Re: Win32::TieRegistry or Perl problem (?)]
Ken Williams wrote: On Mar 2, 2005, at 5:53 PM, Linda W wrote: I'm not sure what perl does with invalid character data in a variable when you try to manipulate it by appending it to another value. There's no such thing as invalid character data in Perl strings. Perl strings can contain arbitrary binary data. Sure, in the C locale. Outside of that, all bets are off. You could quite easily have arbitrary binary data in a Perl scalar that isn't valid character data in UTF-8, for instance. Sam.
Re: Win32::TieRegistry or Perl problem (?)]
On Mar 7, 2005, at 3:40 PM, Sam Vilain wrote: Ken Williams wrote: On Mar 2, 2005, at 5:53 PM, Linda W wrote: I'm not sure what perl does with invalid character data in a variable when you try to manipulate it by appending it to another value. There's no such thing as invalid character data in Perl strings. Perl strings can contain arbitrary binary data. Sure, in the C locale. Outside of that, all bets are off. You could quite easily have arbitrary binary data in a Perl scalar that isn't valid character data in UTF-8, for instance. Oh, I see.

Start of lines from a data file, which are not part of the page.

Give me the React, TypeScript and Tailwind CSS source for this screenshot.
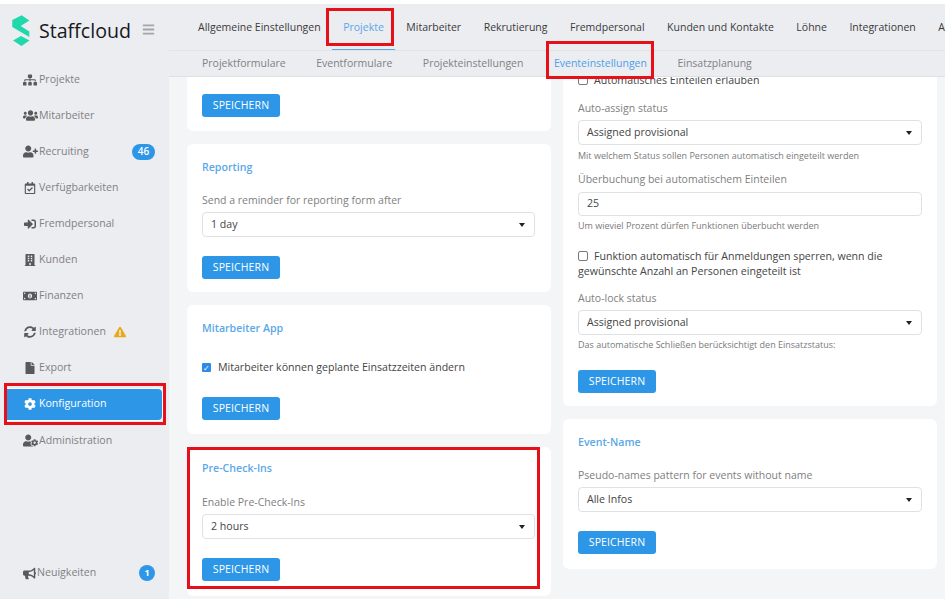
import { FaBuilding, FaBullhorn, FaCog, FaExclamationTriangle, FaFile, FaMoneyBillAlt, FaRegCalendarCheck, FaSignInAlt, FaSitemap, FaSyncAlt, FaUserCog, FaUserPlus, FaUsers, FaBars } from 'react-icons/fa';
import type { ReactNode } from 'react';

const navItems = [
  { label: 'Projekte', icon: <FaSitemap size={14} /> },
  { label: 'Mitarbeiter', icon: <FaUsers size={15} /> },
  { label: 'Recruiting', icon: <FaUserPlus size={15} />, badge: '46' },
  { label: 'Verfügbarkeiten', icon: <FaRegCalendarCheck size={12} /> },
  { label: 'Fremdpersonal', icon: <FaSignInAlt size={12} /> },
  { label: 'Kunden', icon: <FaBuilding size={12} /> },
  { label: 'Finanzen', icon: <FaMoneyBillAlt size={14} /> },
  { label: 'Integrationen', icon: <FaSyncAlt size={12} />, warn: true },
  { label: 'Export', icon: <FaFile size={12} /> },
  { label: 'Konfiguration', icon: <FaCog size={12} />, active: true },
  { label: 'Administration', icon: <FaUserCog size={15} /> },
];

const topTabs = ['Allgemeine Einstellungen', 'Projekte', 'Mitarbeiter', 'Rekrutierung', 'Fremdpersonal', 'Kunden und Kontakte', 'Löhne', 'Integrationen', 'Administration'];
const subTabs = ['Projektformulare', 'Eventformulare', 'Projekteinstellungen', 'Eventeinstellungen', 'Einsatzplanung'];

const SaveButton = () => (
  <button className="w-[78px] h-[23px] rounded-[3px] bg-[#2d96e6] text-white text-[10.5px] tracking-[0.1px] flex items-center justify-center">
    SPEICHERN
  </button>
);

const SelectBox = ({ value }: { value: string }) => (
  <div className="h-[25px] rounded-[4px] border border-[#dfe1e5] bg-white flex items-center justify-between pl-2 pr-[9px] text-[10.6px] text-[#444]">
    <span>{value}</span>
    <span className="w-0 h-0 border-x-[3.5px] border-x-transparent border-t-[4px] border-t-[#222]" />
  </div>
);

const Card = ({ className, children }: { className?: string; children: ReactNode }) => (
  <div className={`bg-white rounded-[6px] px-[15px] ${className ?? ''}`}>{children}</div>
);

const CardTitle = ({ children }: { children: ReactNode }) => (
  <h3 className="text-[10.6px] font-semibold text-[#5aa8e8] leading-[14px]">{children}</h3>
);

const Label = ({ children }: { children: ReactNode }) => (
  <div className="text-[10.5px] text-[#808080] leading-[14px]">{children}</div>
);

const Hint = ({ children }: { children: ReactNode }) => (
  <div className="text-[9px] text-[#7a7a7a] leading-[12px]">{children}</div>
);

const Logo = () => (
  <svg width="18" height="32" viewBox="0 0 18 32">
    <path d="M0.300 5 9.700 0.300 17.300 5.500 8.700 11 17.300 16.500 17.300 22 0.300 12Z" fill="#1fd8ac" />
    <path d="M1 25.500 9 21 17.500 25.500 9.500 31Z" fill="#1fd8ac" />
  </svg>
);

export default function App() {
  return (
    <div className="w-[945px] h-[599px] relative overflow-hidden bg-white pt-[4px] font-['Open_Sans',sans-serif] flex">
      <aside className="w-[169px] h-full bg-[#ecedf1] flex flex-col shrink-0">
        <div className="h-[47px] flex items-center pl-[12px] pt-[7px]">
          <Logo />
          <span className="ml-[9px] text-[19.6px] font-normal text-[#16181c]">Staffcloud</span>
          <FaBars size={13} className="ml-[11px] -mt-[4px] text-[#a3a6a8]" />
        </div>
        <nav className="mt-[10.500px] flex flex-col">
          {navItems.map((item) => (
            <div key={item.label} className="h-[36.100px] flex items-center">
              <div
                className={`flex-1 flex items-center ${item.active ? 'h-[31px] ml-[7px] mr-[7px] pl-[15px] bg-[#2d96e6] text-white rounded-r-[4px] ring-1 ring-white' : 'h-full pl-[22px] text-[#7f8183]'}`}
              >
                <span className={`w-[16px] flex justify-center shrink-0 ${item.active ? 'text-white' : 'text-[#58595b]'}`}>{item.icon}</span>
                <span className="ml-[1px] text-[10.6px]">{item.label}</span>
                {item.badge && (
                  <span className="ml-auto mr-[14px] w-[23px] h-[16px] rounded-full bg-[#2d96e6] text-white text-[10px] font-semibold flex items-center justify-center">
                    {item.badge}
                  </span>
                )}
                {item.warn && <FaExclamationTriangle size={12} className="ml-[8px] text-[#e8a91c]" />}
              </div>
            </div>
          ))}
        </nav>
        <div className="mt-auto mb-[16px] h-[20px] flex items-center pl-[23px] text-[#7f8183]">
          <FaBullhorn size={13} className="text-[#58595b]" />
          <span className="ml-[1px] text-[10.6px]">Neuigkeiten</span>
          <span className="ml-auto mr-[14px] w-[16px] h-[16px] rounded-full bg-[#2d96e6] text-white text-[9px] font-bold flex items-center justify-center">1</span>
        </div>
      </aside>

      <main className="flex-1 min-w-0 flex flex-col bg-[#f4f5f7]">
        <div className="h-[47px] shrink-0 bg-[#ecedf1] border-b border-[#e2e3e7] flex items-center pl-[29px] gap-[22.500px] text-[10.500px] text-[#3a3a3a] whitespace-nowrap overflow-hidden">
          {topTabs.map((tab) => (
            <span key={tab} className={`relative pt-[2px] shrink-0 ${tab === 'Projekte' ? 'text-[#5aa8e8]' : ''}`}>
              {tab}
            </span>
          ))}
        </div>
        <div className="h-[26px] shrink-0 bg-[#ecedf1] border-b border-[#dfe0e4] flex items-center pl-[33px] gap-[30.500px] text-[10.500px] text-[#7f8183] whitespace-nowrap">
          {subTabs.map((tab) => (
            <span key={tab} className={tab === 'Eventeinstellungen' ? 'text-[#4ba0ea]' : ''}>{tab}</span>
          ))}
        </div>

        <div className="flex-1 min-h-0 overflow-hidden flex gap-[12px] pl-[18px] pr-[8px]">
          <div className="w-[364px] shrink-0 flex flex-col gap-[13px]">
            <Card className="rounded-t-none h-[54px] pt-[17px] shrink-0">
              <SaveButton />
            </Card>
            <Card className="h-[148px] pt-[16px] shrink-0">
              <CardTitle>Reporting</CardTitle>
              <div className="mt-[19px]"><Label>Send a reminder for reporting form after</Label></div>
              <div className="mt-[5px] mr-[1px]"><SelectBox value="1 day" /></div>
              <div className="mt-[19px]"><SaveButton /></div>
            </Card>
            <Card className="h-[129px] pt-[16px] shrink-0">
              <CardTitle>Mitarbeiter App</CardTitle>
              <label className="mt-[25px] flex items-center gap-[7px] text-[10.6px] text-[#444]">
                <span className="w-[9px] h-[9px] rounded-[1px] bg-[#2d8ae6] text-white text-[8px] leading-[9px] flex items-center justify-center">✓</span>
                Mitarbeiter können geplante Einsatzzeiten ändern
              </label>
              <div className="mt-[21px]"><SaveButton /></div>
            </Card>
            <Card className="h-[149px] pt-[14px] shrink-0">
              <CardTitle>Pre-Check-Ins</CardTitle>
              <div className="mt-[20px]"><Label>Enable Pre-Check-Ins</Label></div>
              <div className="mt-[5px] mr-[1px]"><SelectBox value="2 hours" /></div>
              <div className="mt-[19px]"><SaveButton /></div>
            </Card>
          </div>

          <div className="flex-1 min-w-0 flex flex-col gap-[13px]">
            <Card className="rounded-t-none h-[329px] shrink-0">
              <label className="-mt-[4px] flex items-center gap-[6px] text-[10.6px] text-[#444] leading-[14px]">
                <span className="w-[10px] h-[10px] rounded-[2px] border border-[#777] bg-white" />
                Automatisches Einteilen erlauben
              </label>
              <div className="mt-[14px]"><Label>Auto-assign status</Label></div>
              <div className="mt-[5px]"><SelectBox value="Assigned provisional" /></div>
              <div className="mt-[5px]"><Hint>Mit welchem Status sollen Personen automatisch eingeteilt werden</Hint></div>
              <div className="mt-[10px]"><Label>Überbuchung bei automatischem Einteilen</Label></div>
              <div className="mt-[6px] h-[24px] rounded-[4px] border border-[#dfe1e5] flex items-center pl-2 text-[10.6px] text-[#444]">25</div>
              <div className="mt-[4px]"><Hint>Um wieviel Prozent dürfen Funktionen überbucht werden</Hint></div>
              <label className="mt-[17px] block text-[10.6px] text-[#444] leading-[15px]">
                <span className="inline-block align-[-1px] w-[10px] h-[10px] rounded-[2px] border border-[#777] bg-white mr-[6px]" />
                Funktion automatisch für Anmeldungen sperren, wenn die gewünschte Anzahl an Personen eingeteilt ist
              </label>
              <div className="mt-[12px]"><Label>Auto-lock status</Label></div>
              <div className="mt-[5px]"><SelectBox value="Assigned provisional" /></div>
              <div className="mt-[4px]"><Hint>Das automatische Schließen berücksichtigt den Einsatzstatus:</Hint></div>
              <div className="mt-[19px]"><SaveButton /></div>
            </Card>
            <Card className="h-[150px] pt-[16px] shrink-0">
              <CardTitle>Event-Name</CardTitle>
              <div className="mt-[19px]"><Label>Pseudo-names pattern for events without name</Label></div>
              <div className="mt-[5px]"><SelectBox value="Alle Infos" /></div>
              <div className="mt-[19px]"><SaveButton /></div>
            </Card>
          </div>
        </div>
      </main>

      {/* active top tab underline and red annotation boxes lying over the screenshot */}
      <div className="absolute left-[332px] top-[49px] w-[63px] h-[1px] bg-[#5aa8e8]" />
      <div className="absolute left-[326px] top-[8px] w-[68px] h-[38px] border-[3px] border-[#e5101a]" />
      <div className="absolute left-[546px] top-[41px] w-[108px] h-[38px] border-[3px] border-[#e5101a]" />
      <div className="absolute left-[4px] top-[383px] w-[162px] h-[42px] border-[3px] border-[#e5101a]" />
      <div className="absolute left-[187px] top-[447px] w-[353px] h-[142px] border-[3px] border-[#e5101a]" />
    </div>
  );
}
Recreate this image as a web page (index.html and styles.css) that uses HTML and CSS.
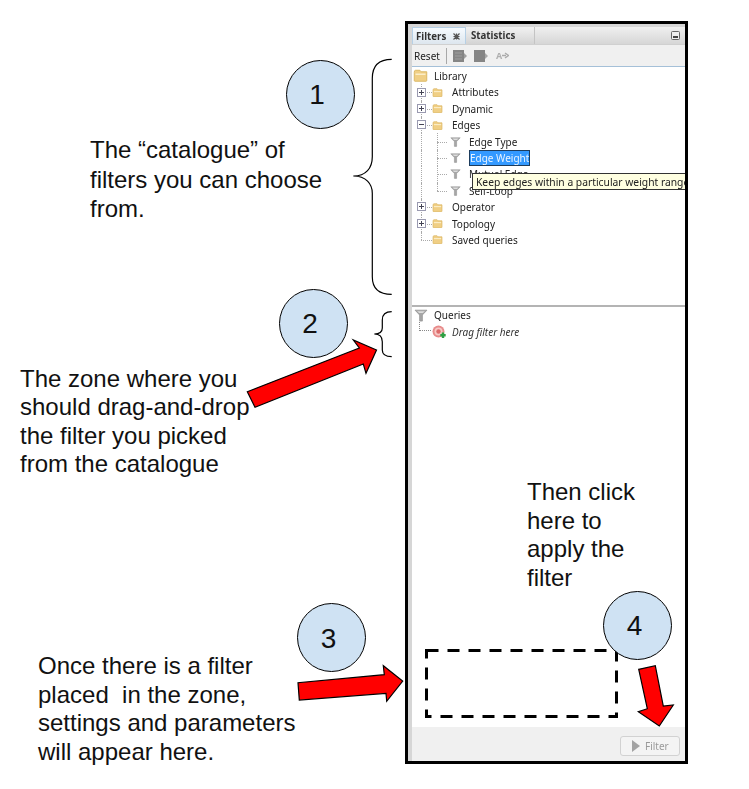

Right. -Ken
Re: Win32::TieRegistry or Perl problem (?)]
On Tue, Mar 08, 2005 at 10:40:30AM +1300, Sam Vilain wrote: Ken Williams wrote: On Mar 2, 2005, at 5:53 PM, Linda W wrote: I'm not sure what perl does with invalid character data in a variable when you try to manipulate it by appending it to another value. There's no such thing as invalid character data in Perl strings. Perl strings can contain arbitrary binary data. Sure, in the C locale. Outside of that, all bets are off. You could quite easily have arbitrary binary data in a Perl scalar that isn't valid character data in UTF-8, for instance. Sam. ..but that has nothing to do with how perl operates on scalars. Perl will gladly append anything to anything. Whether or not that pops out correctly or not in your favorite encoding has no effect on the perl behavior. That was the gist of the original question, as I read it. If you are using some sort of encoding module you should check the documentation for the module to see what it does with invalid data, as there is no such thing natively. Austin
Re: Win32::TieRegistry or Perl problem (?)]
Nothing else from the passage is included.